Ms Gray said the result showed the independence question is currently “too close to call”.

But she added: “What we are hearing from people is that more of them don’t want a referendum next year than do want one.”

Ipsos MORI polling also finds the FM is the most popular party leader north of the border, with 48% satisfied with how she is doing her job compared to 48% unsatisfied, giving her a net-zero approval rating.

By contrast, just 22% of Scots are satisfied with how Boris Johnson is doing his job, with 74% dissatisfied, meaning he has net approval of -52.

Jeremy Corbyn has the same percentage of people satisfied with his job – 22% – but has only 69% saying they are unsatisfied with him, giving him a marginally better net approval than the PM of -47.

Meanwhile, the best-performing Scottish leader besides Sturgeon, in the eyes of those surveyed, is the Lib Dems’ Willie Rennie with a net approval of -7, but his UK party leader Jo Swinson is on -21.

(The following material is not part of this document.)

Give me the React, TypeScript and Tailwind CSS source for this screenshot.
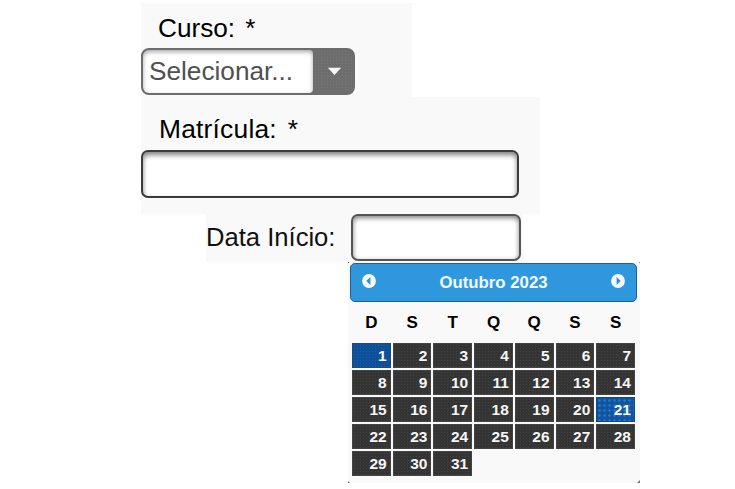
import React from "react";

const weekdays = ["D", "S", "T", "Q", "Q", "S", "S"];
const days = Array.from({ length: 31 }, (_, i) => i + 1);

const weave =
  "bg-[image:radial-gradient(circle_at_center,rgba(255,255,255,0.07)_0.6px,transparent_1px)] bg-[size:3px_3px]";
const dots =
  "bg-[image:radial-gradient(circle_at_center,rgba(90,165,235,0.45)_0.7px,transparent_1.6px)] bg-[size:5px_5px]";

function dayClass(day: number) {
  if (day === 1) return `bg-[#0c509a] border-[#1c4a7c] ${weave}`;
  if (day === 21) return `bg-[#0f55a2] border-[#0c4a90] ${dots}`;
  return `bg-[#343434] border-[#444444] ${weave}`;
}

function Arrow({ next = false }: { next?: boolean }) {
  return (
    <svg width="14" height="14" viewBox="0 0 14 14" className={next ? "mb-[3px]" : "mb-[3px] -scale-x-100"}>
      <circle cx="7" cy="7" r="6.9" fill="#f8fcff" />
      <path d="M5.6 2.9 9.7 7 5.6 11.1Z" fill="#2f8fd0" />
    </svg>
  );
}

export default function App() {
  return (
    <div className="h-[489px] w-[735px] overflow-hidden bg-white pt-[3px] font-['Liberation_Sans',Arial,sans-serif] text-black">
      <section className="ml-[141px] h-[94px] w-[271px] bg-[#f9f9f9]">
        <div className="flex h-[45px] items-start pl-[17px] pt-[10px] text-[26.2px] leading-[30px]">
          <span>Curso:</span>
          <span className="ml-[10px]">*</span>
        </div>
        <div className={`flex h-[47px] w-[214px] rounded-[8px] border-2 border-[#6d6d6d] bg-[#6d6d6d] ${weave}`}>
          <div className="h-[43px] w-[170px] rounded-l-[6px] rounded-r-[4px] bg-white pl-[6px] text-[26.2px] leading-[43px] text-[#505050] shadow-[inset_0_2px_4px_rgba(0,0,0,0.35)]">
            Selecionar...
          </div>
          <div className="flex flex-1 items-center justify-center pl-[3px]">
            <svg width="15" height="9" viewBox="0 0 15 9">
              <path d="M0.8 0.8h13.4L7.5 8Z" fill="#f7f7f7" />
            </svg>
          </div>
        </div>
      </section>

      <section className="ml-[141px] h-[117px] w-[399px] bg-[#f9f9f9]">
        <div className="flex h-[53px] items-start pl-[18px] pt-[17px] text-[26.4px] leading-[30px]">
          <span className="tracking-[0.2px]">Matrícula:</span>
          <span className="ml-[11px]">*</span>
        </div>
        <div className="h-[48px] w-[378px] rounded-[7px] border-2 border-[#3b3b3d] bg-white shadow-[inset_0_3px_5px_rgba(0,0,0,0.5)]" />
      </section>

      <section className="ml-[206px] flex h-[48px] w-[317px] bg-[#f9f9f9]">
        <div className="w-[145px] whitespace-nowrap pt-[8px] text-[25.6px] leading-[30px] text-[#111]">Data Início:</div>
        <div className="h-[47px] w-[170px] rounded-[7px] border-2 border-[#555555] bg-white shadow-[inset_0_2px_5px_rgba(0,0,0,0.5)]" />
      </section>

      <section className="relative ml-[348px] h-[221px] w-[292px] bg-[#f9f9f9] pl-[2px] pt-px">
        <header className="flex h-[39px] w-[287px] items-center justify-between rounded-[5px] border border-[#235f91] bg-[#2f98dc] px-[11px] text-[16.8px] font-bold text-[#f3faff]">
          <Arrow />
          <span>Outubro 2023</span>
          <Arrow next />
        </header>
        <div className="ml-[2px] grid w-[283px] grid-cols-7 gap-x-[2px] pt-[11px] text-center text-[17px] font-bold leading-[20px]">
          {weekdays.map((name, i) => (
            <span key={i}>{name}</span>
          ))}
        </div>
        <div className="ml-[2px] mt-[10px] grid w-[283px] grid-cols-7 gap-x-[2px] gap-y-[2px]">
          {days.map((day) => (
            <div
              key={day}
              className={`h-[25px] border pr-[3px] text-right text-[15.5px] font-bold leading-[23px] text-[#f6f6f6] ${dayClass(day)}`}
            >
              {day}
            </div>
          ))}
        </div>
        <i className="absolute left-0 top-0 size-px bg-[#666]" />
        <i className="absolute right-0 top-0 size-px bg-[#888]" />
        <i className="absolute bottom-0 left-0 h-[2px] w-[2px] bg-[#777] [clip-path:polygon(0_0,100%_100%,0_100%)]" />
        <i className="absolute bottom-0 right-0 h-[3px] w-[3px] bg-[#777] [clip-path:polygon(100%_0,100%_100%,0_100%)]" />
      </section>
    </div>
  );
}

On the overall results, STV’s Bernard Ponsonby said: “This is the most up-to-date snapshot and is therefore the one that will please the SNP and depress to varying degrees the other parties.

“But remember it is only a snapshot not a firm prediction of what will happen in two weeks time.

“Politicians for all they can be dismissive of polls secretly worry about them with their ability to gnaw at the very confidence they exude at election time.

“Our poll will put a spring in the step of some and have others gargling with gin before the witching hour.”